_Dataset records:_
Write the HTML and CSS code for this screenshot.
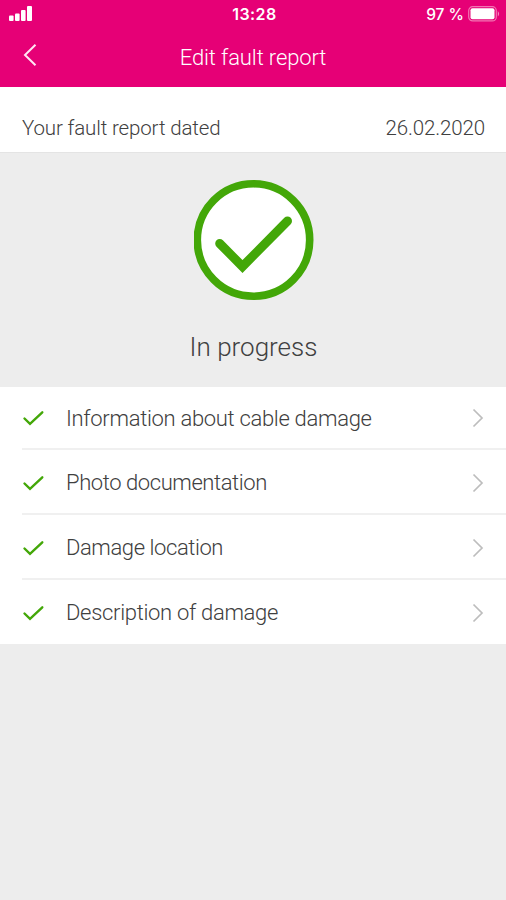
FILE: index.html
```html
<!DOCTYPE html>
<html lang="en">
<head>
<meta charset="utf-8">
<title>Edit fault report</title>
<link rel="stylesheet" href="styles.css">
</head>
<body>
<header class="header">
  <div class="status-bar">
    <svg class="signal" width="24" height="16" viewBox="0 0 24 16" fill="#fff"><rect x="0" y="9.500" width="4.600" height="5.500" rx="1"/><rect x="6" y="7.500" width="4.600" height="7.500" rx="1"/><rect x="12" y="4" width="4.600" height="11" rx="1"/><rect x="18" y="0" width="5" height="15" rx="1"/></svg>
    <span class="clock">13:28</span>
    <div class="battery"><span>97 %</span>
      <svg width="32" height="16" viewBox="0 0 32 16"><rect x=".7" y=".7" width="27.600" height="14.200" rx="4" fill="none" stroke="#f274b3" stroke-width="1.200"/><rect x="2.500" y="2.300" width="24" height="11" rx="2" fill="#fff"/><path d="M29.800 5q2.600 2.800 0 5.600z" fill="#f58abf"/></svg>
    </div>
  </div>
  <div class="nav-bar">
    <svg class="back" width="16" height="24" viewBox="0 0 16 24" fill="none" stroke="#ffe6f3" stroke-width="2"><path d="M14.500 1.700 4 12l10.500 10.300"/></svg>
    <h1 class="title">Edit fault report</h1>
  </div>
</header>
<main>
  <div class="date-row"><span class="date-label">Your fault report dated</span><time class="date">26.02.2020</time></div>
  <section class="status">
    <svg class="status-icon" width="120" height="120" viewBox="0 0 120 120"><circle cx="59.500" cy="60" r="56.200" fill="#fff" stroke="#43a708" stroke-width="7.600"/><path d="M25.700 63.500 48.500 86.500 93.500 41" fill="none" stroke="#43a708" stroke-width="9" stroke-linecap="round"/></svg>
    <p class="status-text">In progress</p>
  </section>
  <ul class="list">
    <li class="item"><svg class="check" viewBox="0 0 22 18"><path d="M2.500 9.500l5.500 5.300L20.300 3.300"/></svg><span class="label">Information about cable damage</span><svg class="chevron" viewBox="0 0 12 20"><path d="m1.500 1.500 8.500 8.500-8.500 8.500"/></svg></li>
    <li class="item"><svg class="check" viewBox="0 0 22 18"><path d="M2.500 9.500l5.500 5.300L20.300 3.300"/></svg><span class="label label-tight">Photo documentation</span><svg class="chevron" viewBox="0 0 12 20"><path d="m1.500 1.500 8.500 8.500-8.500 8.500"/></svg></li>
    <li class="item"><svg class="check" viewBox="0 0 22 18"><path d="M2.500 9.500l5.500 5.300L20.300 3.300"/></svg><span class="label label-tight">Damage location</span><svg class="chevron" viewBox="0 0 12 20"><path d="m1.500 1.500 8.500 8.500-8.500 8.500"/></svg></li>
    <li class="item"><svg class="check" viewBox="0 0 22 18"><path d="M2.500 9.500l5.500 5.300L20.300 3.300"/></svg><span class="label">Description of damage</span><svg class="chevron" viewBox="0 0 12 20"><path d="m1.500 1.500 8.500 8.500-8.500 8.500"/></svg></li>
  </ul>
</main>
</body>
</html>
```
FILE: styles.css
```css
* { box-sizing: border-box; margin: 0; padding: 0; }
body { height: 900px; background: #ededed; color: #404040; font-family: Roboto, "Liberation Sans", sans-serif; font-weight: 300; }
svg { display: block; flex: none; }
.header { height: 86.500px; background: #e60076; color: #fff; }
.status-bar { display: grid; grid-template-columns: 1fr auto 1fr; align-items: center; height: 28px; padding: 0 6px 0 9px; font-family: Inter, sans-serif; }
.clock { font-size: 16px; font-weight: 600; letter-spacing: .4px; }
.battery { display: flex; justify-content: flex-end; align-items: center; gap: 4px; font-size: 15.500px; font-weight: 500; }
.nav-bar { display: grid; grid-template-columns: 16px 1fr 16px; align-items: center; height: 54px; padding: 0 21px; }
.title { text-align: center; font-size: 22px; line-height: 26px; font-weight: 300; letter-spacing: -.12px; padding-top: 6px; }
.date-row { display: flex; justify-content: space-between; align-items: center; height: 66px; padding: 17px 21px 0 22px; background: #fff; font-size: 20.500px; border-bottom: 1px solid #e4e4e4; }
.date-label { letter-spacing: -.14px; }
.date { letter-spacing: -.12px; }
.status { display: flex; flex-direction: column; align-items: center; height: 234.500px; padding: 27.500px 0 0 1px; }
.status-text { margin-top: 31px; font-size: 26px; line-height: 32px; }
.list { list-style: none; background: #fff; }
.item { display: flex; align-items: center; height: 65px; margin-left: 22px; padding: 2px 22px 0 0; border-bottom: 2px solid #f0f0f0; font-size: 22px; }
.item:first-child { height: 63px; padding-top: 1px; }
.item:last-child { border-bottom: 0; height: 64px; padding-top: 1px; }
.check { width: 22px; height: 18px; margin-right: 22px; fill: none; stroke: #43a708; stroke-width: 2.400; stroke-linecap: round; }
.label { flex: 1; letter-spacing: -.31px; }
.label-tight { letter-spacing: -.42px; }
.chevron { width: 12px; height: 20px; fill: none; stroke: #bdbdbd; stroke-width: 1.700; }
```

==

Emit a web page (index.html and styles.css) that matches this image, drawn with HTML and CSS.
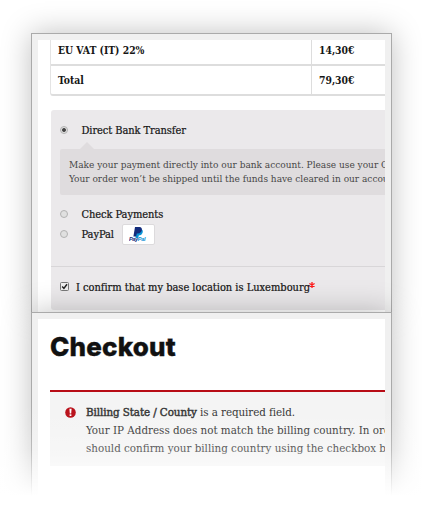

_Work to be completed:_ Look above for lines with the word "index" and copy them all.

_Result for this exercise:_
FILE: index.html
Emit a web page (index.html and styles.css) that matches this image, drawn with HTML and CSS.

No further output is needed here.